First and only love

The other day I was reading about Pope Francis' meeting with the Missionaries of the Sacred Heart, and was struck by these words in particular:

I encourage you, as I do so often with consecrated persons - "to return to your first and only love". Keep your gaze fixed on Jesus Christ and learn from him how to love with a truly human heart, to care for the lost and hurting... to show by your lives and your works the passionate and tender love of God for the little ones...

An even more urgent and poignant call the morning after yet more violence and hatred, this time in Las Vegas, to add to all the violence and hatred everywhere else...
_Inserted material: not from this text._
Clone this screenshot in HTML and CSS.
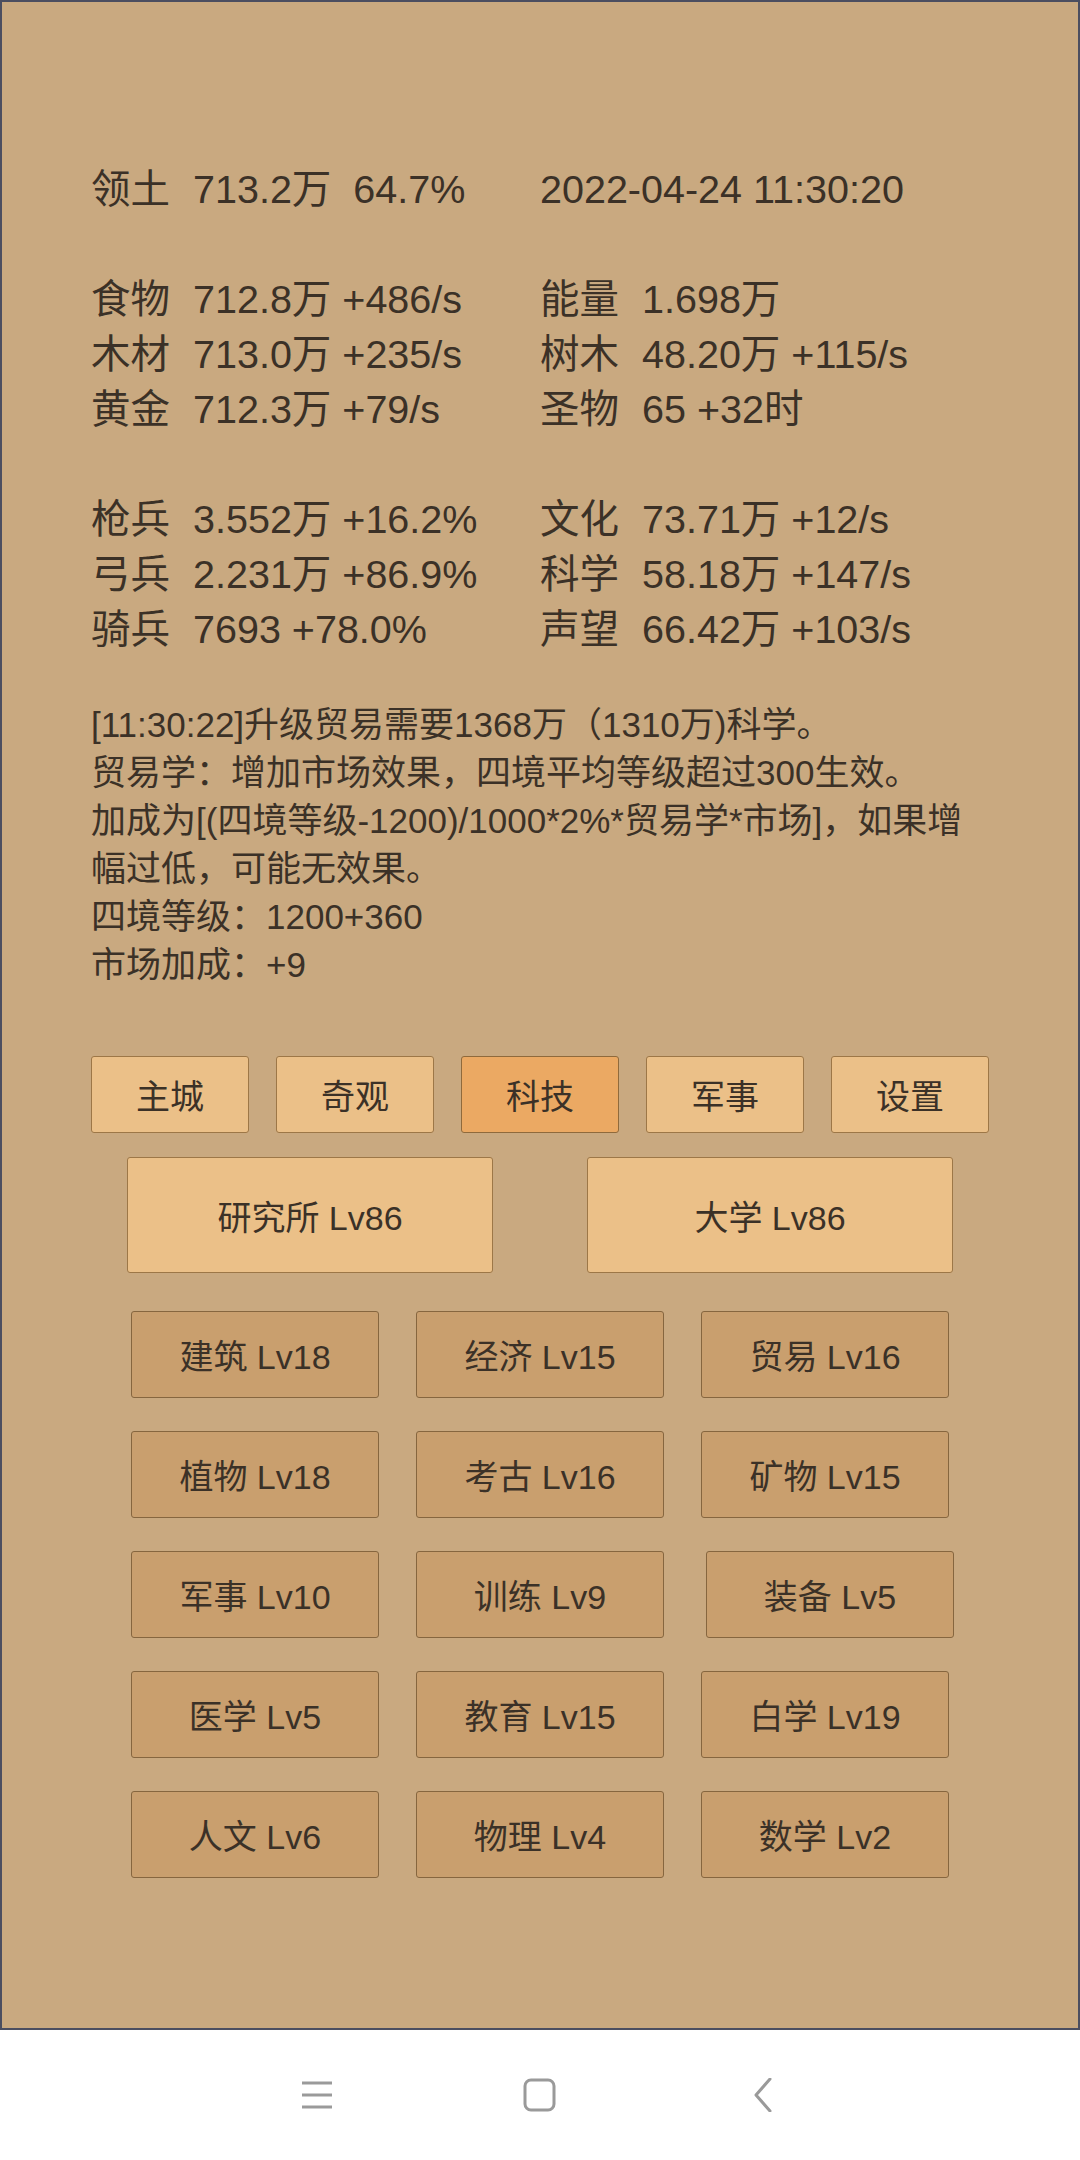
FILE: index.html
```html
<!DOCTYPE html>
<html lang="zh-CN">
<head>
<meta charset="utf-8">
<title>科技</title>
<link rel="stylesheet" href="styles.css">
</head>
<body>
<div class="screen">
  <div class="panel">
    <div class="stats">
      <div class="cell"><span class="k">领土</span><span class="v">713.2万  64.7%</span></div>
      <div class="cell"><span class="v">2022-04-24 11:30:20</span></div>
      <div class="blank"></div>
      <div class="cell"><span class="k">食物</span><span class="v">712.8万 +486/s</span></div>
      <div class="cell"><span class="k">能量</span><span class="v">1.698万</span></div>
      <div class="cell"><span class="k">木材</span><span class="v">713.0万 +235/s</span></div>
      <div class="cell"><span class="k">树木</span><span class="v">48.20万 +115/s</span></div>
      <div class="cell"><span class="k">黄金</span><span class="v">712.3万 +79/s</span></div>
      <div class="cell"><span class="k">圣物</span><span class="v">65 +32时</span></div>
      <div class="blank"></div>
      <div class="cell"><span class="k">枪兵</span><span class="v">3.552万 +16.2%</span></div>
      <div class="cell"><span class="k">文化</span><span class="v">73.71万 +12/s</span></div>
      <div class="cell"><span class="k">弓兵</span><span class="v">2.231万 +86.9%</span></div>
      <div class="cell"><span class="k">科学</span><span class="v">58.18万 +147/s</span></div>
      <div class="cell"><span class="k">骑兵</span><span class="v">7693 +78.0%</span></div>
      <div class="cell"><span class="k">声望</span><span class="v">66.42万 +103/s</span></div>
    </div>

    <div class="log">
      <div>[11:30:22]升级贸易需要1368万（1310万)科学。</div>
      <div>贸易学：增加市场效果，四境平均等级超过300生效。</div>
      <div>加成为[(四境等级-1200)/1000*2%*贸易学*市场]，如果增<br>幅过低，可能无效果。</div>
      <div>四境等级：1200+360</div>
      <div>市场加成：+9</div>
    </div>

    <div class="tabs">
      <div class="btn tab">主城</div>
      <div class="btn tab">奇观</div>
      <div class="btn tab active">科技</div>
      <div class="btn tab">军事</div>
      <div class="btn tab">设置</div>
    </div>

    <div class="halls">
      <div class="btn hall">研究所 Lv86</div>
      <div class="btn hall">大学 Lv86</div>
    </div>

    <div class="techs">
      <div class="btn tech">建筑 Lv18</div>
      <div class="btn tech">经济 Lv15</div>
      <div class="btn tech">贸易 Lv16</div>
      <div class="btn tech">植物 Lv18</div>
      <div class="btn tech">考古 Lv16</div>
      <div class="btn tech">矿物 Lv15</div>
      <div class="btn tech">军事 Lv10</div>
      <div class="btn tech">训练 Lv9</div>
      <div class="btn tech shifted">装备 Lv5</div>
      <div class="btn tech">医学 Lv5</div>
      <div class="btn tech">教育 Lv15</div>
      <div class="btn tech">白学 Lv19</div>
      <div class="btn tech">人文 Lv6</div>
      <div class="btn tech">物理 Lv4</div>
      <div class="btn tech">数学 Lv2</div>
    </div>
  </div>

  <div class="navbar">
    <div class="nav-icon">
      <svg width="34" height="34" viewBox="0 0 34 34"><g stroke="#9a9a9a" stroke-width="3" stroke-linecap="butt"><line x1="2" y1="5" x2="32" y2="5"/><line x1="2" y1="17" x2="32" y2="17"/><line x1="2" y1="29" x2="32" y2="29"/></g></svg>
    </div>
    <div class="nav-icon">
      <svg width="34" height="34" viewBox="0 0 34 34"><rect x="2" y="2" width="29" height="30" rx="6" ry="6" fill="none" stroke="#9a9a9a" stroke-width="3"/></svg>
    </div>
    <div class="nav-icon">
      <svg width="34" height="34" viewBox="0 0 34 34"><polyline points="24,1 10,17 24,33" fill="none" stroke="#9a9a9a" stroke-width="3" stroke-linejoin="round" stroke-linecap="round"/></svg>
    </div>
  </div>
</div>
</body>
</html>
```

FILE: styles.css
```css
html, body {
  margin: 0;
  padding: 0;
  background: #ffffff;
}

.screen {
  width: 1080px;
  height: 2160px;
  display: flex;
  flex-direction: column;
  font-family: "Liberation Sans", "Noto Sans CJK SC", sans-serif;
  color: #3b3127;
}

.panel {
  box-sizing: border-box;
  height: 2030px;
  background: #c9a980;
  border: 2px solid #4b4e60;
  padding: 160px 89px 0 89px;
  display: flex;
  flex-direction: column;
}

.stats {
  display: grid;
  grid-template-columns: 449px 449px;
  grid-auto-rows: 55px;
  font-size: 39.5px;
  line-height: 55px;
}

.blank {
  grid-column: 1 / span 2;
}

.cell {
  white-space: pre;
}

.k {
  display: inline-block;
  margin-right: 23px;
}

.log {
  margin-top: 44px;
  font-size: 35px;
  line-height: 48px;
}

.tabs {
  margin-top: 67px;
  display: flex;
  gap: 27px;
}

.btn {
  box-sizing: border-box;
  display: flex;
  align-items: center;
  justify-content: center;
  font-size: 34px;
  border-radius: 3px;
  color: #3b3127;
}

.tab {
  width: 158px;
  height: 77px;
  background: #ebc088;
  border: 1px solid #9d7747;
}

.tab.active {
  background: #eba963;
  border-color: #8f6a3c;
}

.halls {
  margin-top: 24px;
  display: flex;
  justify-content: center;
  gap: 94px;
}

.hall {
  width: 366px;
  height: 116px;
  background: #ebc088;
  border: 1px solid #9d7747;
}

.techs {
  margin-top: 38px;
  display: grid;
  grid-template-columns: repeat(3, 248px);
  grid-auto-rows: 87px;
  column-gap: 37px;
  row-gap: 33px;
  justify-content: center;
}

.tech {
  background: #c99f6e;
  border: 1px solid #86663f;
}

.tech.shifted {
  margin-left: 5px;
  margin-right: -5px;
}

.navbar {
  flex: 1;
  display: flex;
  align-items: center;
  justify-content: center;
  gap: 189px;
}

.nav-icon {
  width: 34px;
  height: 34px;
  display: flex;
}
```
Return to your first and only love... The God, revealed to me in Jesus, who first captured my heart almost thirty years ago, and has held it ever since...

Return to your first and only love... Except that, even allowing for a religious phase in my teens, I cannot truly say that God, or Jesus, was - chronologically - my first love. Several years before God swept into my life and I fell deeply, unashamedly, joyously in love with him, I already knew, very well, how it felt to be swept off my feet by a boyfriend. And yet, in another, deeper way, God is my first love: not chronologically but primarily; not first in time but first in my heart and in my life. After all, what else is religious life about - what else am I about? - if not a constant, unwavering witness to the primacy of God?

Return to your first and only love... Alas, whatever my deepest desire, other, lesser loves do exist! If they didn't, I'd surely be single-mindedly striding along on the path to sanctity; instead, I stagger and stumble and get all too easily distracted. I want this, covet that, put myself first: my gaze unfixes itself from Jesus and roams around other delights, before finally, eventually returning home - because fundamentally, to Who or where else would I want to go? No, not yet my only love, but still the One which trumps all others: the Love divine, all loves excelling whose only-ness is my aim. And the abundant Love which needs to be the Source for all my other love and loving, and from which they have to pour forth.

May I - may we all - return and return again, and remain true to our primary, all-excelling Love, learning from him how to love with a truly human, passionate and tender heart. It's what our poor, bruised, grieving world so desperately needs right now.